German Lebkuchen , or honey molasses gingerbread cut out cookies, have been a tradition in my family for a long time. They are such a fun Christmas cookie to make. And eat!
When I was a little kid I loved going to my grandparents house because they always had a wide variety of Lebkuchen cookies. They would always give us one of the HUGE heart shaped ones that were frosted with decorations and "Ich Libe Dich" ( I love you) written on them in icing. Those were thick softer lebkuchen cookies.
They also had little round ones that were iced with a lemony glaze and crispier, almost gingersnap like, with icing on them. I am a fan of all versions of these cookies.
I roll these thick and just slightly underbake so they aren't too crispy, still a little soft, but not as soft as the biscuit kind of Lebkuchen. I ice with a basic royal icing that sets up firm. These are really good with a cup of coffee.

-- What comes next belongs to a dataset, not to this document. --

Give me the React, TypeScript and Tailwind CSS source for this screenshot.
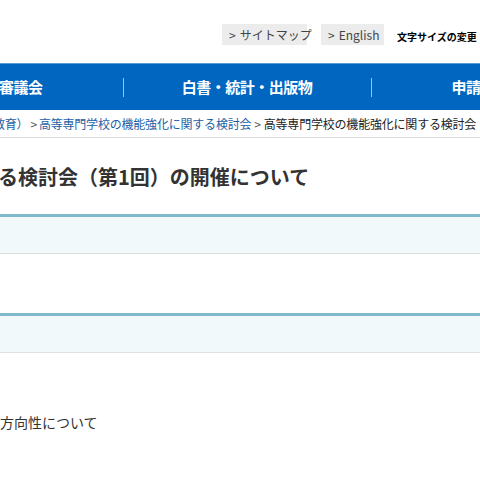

The big heart shaped Lebkuchen we had as kids were always hung on the Christmas tree. Another German Christmas tradition. Unlike the pickle ornament - that one is not a German christmas tradition!
I made some of the lebkuchen cookies with holes to tie string through so they too could be hung on the tree as ornaments. You can use metal straw, skinny end of a chopstick or even a round piping tip to make the holes.
One great thing about this batter is that it doesn't spread when baked so the precut holes don't close up. The spices in these cookies help make the tree smell extra good and christmassy. Better than a tree shaped car freshener!
Another fun way to make these cookies is to number them 1-24 to have an edible advent calendar! A cookie a day until Christmas? Sign me up!
German Lebkuchen Cookies (Honey Molasses Gingerbread)
- ½ cup molasses
- ½ cup plus 1 tablespoon honey
- ¾ cup unsalted butter at room temperature
- ¼ cup brown sugar
- 1 teaspoon vanilla extract
- 1 teaspoon lemon zest
- ½ teaspoon orange zest
- 2 large eggs room temperature
- ⅓ cup cocoa powder
- 1 tablespoon ground ginger
- 1 teaspoon ground cinnamon
- ¼ teaspoon ground nutmeg
- ¼ teaspoon ground cloves
- ⅛ teaspoon allspice
- ⅛ teaspoon cardamom
- 3-4 cups all purpose flour divided (three to four cups, divided, some is for the dough, some for rolling)
- 1 teaspoon baking soda
- ½ teaspoon salt
For the Royal Icing:
- 1 tablespoon meringue powder
- 1 cup powdered sugar
- ½ teaspoon vanilla extract
- ⅛ cup warm water
- Heat the honey and molasses together until simmering, stirring well. Let cool 10 minutes.
- In a bowl of a stand mixer cream together butter and sugar. Add in molasses and honey mixture and mix well. Add in the zests and vanilla and mix for another minute. Next, add in the eggs one at a time, mixing well after each addition.
- In another bowl whisk together the cocoa powder, spices, 3 (three) cups of the flour, baking soda and salt. Add this to the butter mixture and mix until combined. The dough will be very sticky. Add in more flour one tablespoon at a time until tacky but doesn’t stick to your fingers. Divide dough into two parts and flatten into about six inch round disks. Wrap in plastic wrap and chill for 24 hours.
- When ready to bake preheat oven to 350 Deg. F. Line cookie sheets with parchment.
- Let the dough thaw until not quite room temperature, still cool to the touch but able to roll out. Roll out one disk at a time on a piece of wax paper, dusting with flour or cocoa powder to keep from sticking to the paper and your rolling pin, to ⅓” thick. Keep the other one chilled until ready to use.
- Cut out with cutters and place on prepared cookie sheets. Dip the cutters into flour or cocoa before pressing into the dough to keep them from sticking. Bake each batch for 8 minutes ( you want to slightly under bake to keep them soft) transferring immediately to wire cooling racks once out of the oven. When cooled completely decorate with stiff royal icing.
To make the royal icing:
- Mix all the ingredients in a stand mixer fitted with the whisk attachment on low speed until combined, then raise speed on medium high for 5-7 minutes or until fluffy and the frosting holds stiff peaks.
- Add in more warm water a teaspoon at a time until piping consistency is reached. Drag a knife through the frosting and if it takes 20 seconds for the line to blend back in with the frosting that will be stiff enough to pipe on designs. This frosting dries stiff very quickly so when working with it keep a damp paper towel over the bowl. You can make the icing while the cookies are baking and cooling. Keep chilled with a damp paper towel over the top until ready to use. You can make the icing a day ahead of time and keep in an airtight container in the refrigerator until ready to use.